::: Supplied material
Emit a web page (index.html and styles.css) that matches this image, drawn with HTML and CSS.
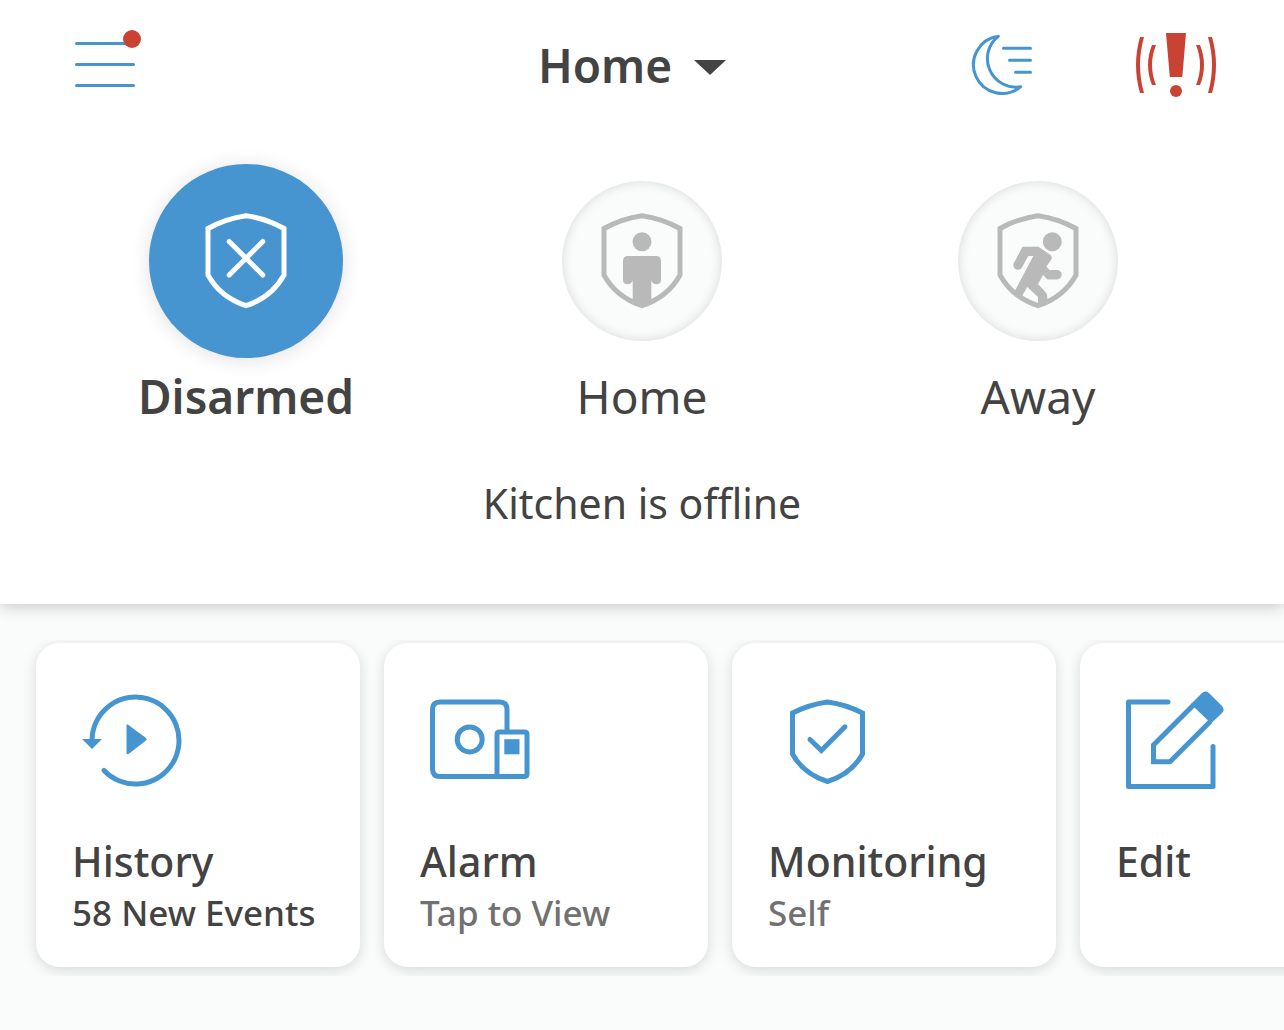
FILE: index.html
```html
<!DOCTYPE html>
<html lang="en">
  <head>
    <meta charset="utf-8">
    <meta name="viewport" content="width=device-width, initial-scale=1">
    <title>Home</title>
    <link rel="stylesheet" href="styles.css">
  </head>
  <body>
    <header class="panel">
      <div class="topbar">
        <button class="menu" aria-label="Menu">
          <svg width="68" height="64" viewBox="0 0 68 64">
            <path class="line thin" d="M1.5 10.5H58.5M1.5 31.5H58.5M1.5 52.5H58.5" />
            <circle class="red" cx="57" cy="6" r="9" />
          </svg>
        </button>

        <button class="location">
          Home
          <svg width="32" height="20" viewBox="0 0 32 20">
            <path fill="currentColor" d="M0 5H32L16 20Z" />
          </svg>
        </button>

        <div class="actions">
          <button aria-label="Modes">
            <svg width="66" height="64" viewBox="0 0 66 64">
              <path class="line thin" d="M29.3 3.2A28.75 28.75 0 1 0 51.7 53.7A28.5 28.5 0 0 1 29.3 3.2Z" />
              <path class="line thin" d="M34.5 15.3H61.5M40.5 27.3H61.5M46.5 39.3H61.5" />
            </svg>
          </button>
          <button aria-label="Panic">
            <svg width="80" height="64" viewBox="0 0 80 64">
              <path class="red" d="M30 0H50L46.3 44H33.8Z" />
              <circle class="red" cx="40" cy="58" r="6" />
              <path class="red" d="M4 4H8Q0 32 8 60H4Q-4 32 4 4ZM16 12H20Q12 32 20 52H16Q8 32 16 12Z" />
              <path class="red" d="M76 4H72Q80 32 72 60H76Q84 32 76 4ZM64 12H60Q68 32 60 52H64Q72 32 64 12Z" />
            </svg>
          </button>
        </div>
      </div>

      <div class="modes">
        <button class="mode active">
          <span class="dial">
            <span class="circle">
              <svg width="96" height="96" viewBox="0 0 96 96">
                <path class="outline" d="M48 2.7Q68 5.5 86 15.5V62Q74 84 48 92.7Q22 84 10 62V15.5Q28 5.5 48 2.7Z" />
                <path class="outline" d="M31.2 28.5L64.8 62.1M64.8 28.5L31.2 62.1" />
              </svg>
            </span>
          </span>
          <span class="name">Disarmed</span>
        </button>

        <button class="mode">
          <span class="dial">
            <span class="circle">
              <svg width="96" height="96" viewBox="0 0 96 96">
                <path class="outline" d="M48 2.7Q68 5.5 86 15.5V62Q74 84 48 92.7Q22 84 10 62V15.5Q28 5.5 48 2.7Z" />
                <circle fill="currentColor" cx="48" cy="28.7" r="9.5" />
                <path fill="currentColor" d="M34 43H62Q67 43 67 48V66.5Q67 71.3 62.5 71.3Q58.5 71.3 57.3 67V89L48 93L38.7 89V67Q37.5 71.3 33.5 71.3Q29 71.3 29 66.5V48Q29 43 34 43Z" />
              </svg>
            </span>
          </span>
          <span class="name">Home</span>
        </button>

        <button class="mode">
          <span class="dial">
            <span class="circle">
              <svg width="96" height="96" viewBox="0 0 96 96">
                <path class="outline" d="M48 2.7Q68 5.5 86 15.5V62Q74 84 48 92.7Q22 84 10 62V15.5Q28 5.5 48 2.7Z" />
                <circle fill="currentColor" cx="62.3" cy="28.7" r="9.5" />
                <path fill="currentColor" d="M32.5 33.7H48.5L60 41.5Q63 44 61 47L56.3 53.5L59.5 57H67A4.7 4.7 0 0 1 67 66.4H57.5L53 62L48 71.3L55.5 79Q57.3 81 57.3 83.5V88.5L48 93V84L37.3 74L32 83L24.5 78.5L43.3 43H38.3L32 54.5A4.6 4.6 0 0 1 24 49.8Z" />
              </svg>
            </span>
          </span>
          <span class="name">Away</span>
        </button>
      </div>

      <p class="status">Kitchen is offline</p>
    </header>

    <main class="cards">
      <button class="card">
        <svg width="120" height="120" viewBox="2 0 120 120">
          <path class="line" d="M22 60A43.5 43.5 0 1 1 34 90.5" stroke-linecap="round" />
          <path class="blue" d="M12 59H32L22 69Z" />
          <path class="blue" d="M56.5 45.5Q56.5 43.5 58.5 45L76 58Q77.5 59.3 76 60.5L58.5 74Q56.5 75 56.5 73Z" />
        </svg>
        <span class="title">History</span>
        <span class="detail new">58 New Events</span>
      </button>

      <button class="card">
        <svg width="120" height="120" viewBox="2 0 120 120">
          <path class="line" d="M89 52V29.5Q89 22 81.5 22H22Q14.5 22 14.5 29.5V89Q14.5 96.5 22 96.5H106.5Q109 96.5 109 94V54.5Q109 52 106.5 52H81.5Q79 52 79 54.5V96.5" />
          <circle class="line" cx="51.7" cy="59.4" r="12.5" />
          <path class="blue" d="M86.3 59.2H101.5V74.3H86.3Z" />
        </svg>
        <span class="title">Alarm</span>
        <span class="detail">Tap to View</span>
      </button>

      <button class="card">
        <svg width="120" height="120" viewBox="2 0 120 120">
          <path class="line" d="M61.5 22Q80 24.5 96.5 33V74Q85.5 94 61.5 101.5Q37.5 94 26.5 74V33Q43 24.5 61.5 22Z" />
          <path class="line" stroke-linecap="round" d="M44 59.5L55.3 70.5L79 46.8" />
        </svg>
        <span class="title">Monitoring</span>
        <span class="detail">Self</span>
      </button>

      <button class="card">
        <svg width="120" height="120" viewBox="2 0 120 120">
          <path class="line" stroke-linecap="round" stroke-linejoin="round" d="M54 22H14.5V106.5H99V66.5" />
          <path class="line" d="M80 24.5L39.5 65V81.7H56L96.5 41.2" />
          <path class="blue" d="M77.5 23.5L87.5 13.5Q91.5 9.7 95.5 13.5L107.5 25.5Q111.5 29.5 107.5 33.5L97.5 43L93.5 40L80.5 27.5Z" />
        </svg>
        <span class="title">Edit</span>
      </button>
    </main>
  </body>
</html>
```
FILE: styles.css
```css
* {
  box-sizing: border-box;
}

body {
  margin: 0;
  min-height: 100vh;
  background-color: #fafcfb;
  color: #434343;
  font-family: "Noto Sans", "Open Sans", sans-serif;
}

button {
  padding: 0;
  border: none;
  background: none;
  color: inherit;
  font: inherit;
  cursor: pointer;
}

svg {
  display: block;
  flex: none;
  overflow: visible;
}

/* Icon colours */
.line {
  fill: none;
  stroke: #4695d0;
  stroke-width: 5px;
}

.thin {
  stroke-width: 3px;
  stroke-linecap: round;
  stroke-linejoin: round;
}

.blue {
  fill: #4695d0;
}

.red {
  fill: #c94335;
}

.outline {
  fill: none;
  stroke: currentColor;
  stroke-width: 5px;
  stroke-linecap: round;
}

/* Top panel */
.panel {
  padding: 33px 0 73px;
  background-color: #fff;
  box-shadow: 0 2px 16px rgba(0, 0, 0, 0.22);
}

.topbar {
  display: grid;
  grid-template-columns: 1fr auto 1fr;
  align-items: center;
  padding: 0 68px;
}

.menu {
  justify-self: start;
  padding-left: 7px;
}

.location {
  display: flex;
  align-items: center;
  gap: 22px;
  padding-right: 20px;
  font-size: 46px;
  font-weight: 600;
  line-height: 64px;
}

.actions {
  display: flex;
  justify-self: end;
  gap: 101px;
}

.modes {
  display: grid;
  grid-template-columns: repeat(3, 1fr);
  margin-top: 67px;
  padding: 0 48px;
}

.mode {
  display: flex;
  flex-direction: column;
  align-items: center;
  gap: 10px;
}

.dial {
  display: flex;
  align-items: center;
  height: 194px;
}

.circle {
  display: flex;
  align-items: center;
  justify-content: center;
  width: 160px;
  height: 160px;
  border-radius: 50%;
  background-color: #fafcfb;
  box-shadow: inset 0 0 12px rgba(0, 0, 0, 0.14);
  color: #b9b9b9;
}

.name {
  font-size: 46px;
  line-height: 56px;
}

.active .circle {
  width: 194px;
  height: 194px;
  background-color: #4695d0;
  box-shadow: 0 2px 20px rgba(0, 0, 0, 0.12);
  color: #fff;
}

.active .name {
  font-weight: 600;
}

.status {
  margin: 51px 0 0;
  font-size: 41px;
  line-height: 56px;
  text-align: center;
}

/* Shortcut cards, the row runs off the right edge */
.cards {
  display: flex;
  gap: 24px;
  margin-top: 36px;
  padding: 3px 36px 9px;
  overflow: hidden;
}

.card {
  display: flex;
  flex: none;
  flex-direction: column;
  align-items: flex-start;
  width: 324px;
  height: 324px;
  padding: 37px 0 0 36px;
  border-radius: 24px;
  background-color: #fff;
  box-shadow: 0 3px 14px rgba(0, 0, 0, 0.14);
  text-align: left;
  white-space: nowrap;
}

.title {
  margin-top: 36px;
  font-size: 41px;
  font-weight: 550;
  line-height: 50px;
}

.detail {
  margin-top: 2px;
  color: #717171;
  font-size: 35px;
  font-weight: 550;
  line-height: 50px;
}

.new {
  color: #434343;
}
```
::::::
Your goal —
Every line of the listing that holds "styles" should be found and copied.

Correct result —
Emit a web page (index.html and styles.css) that matches this image, drawn with HTML and CSS.
    <link rel="stylesheet" href="styles.css">
FILE: styles.css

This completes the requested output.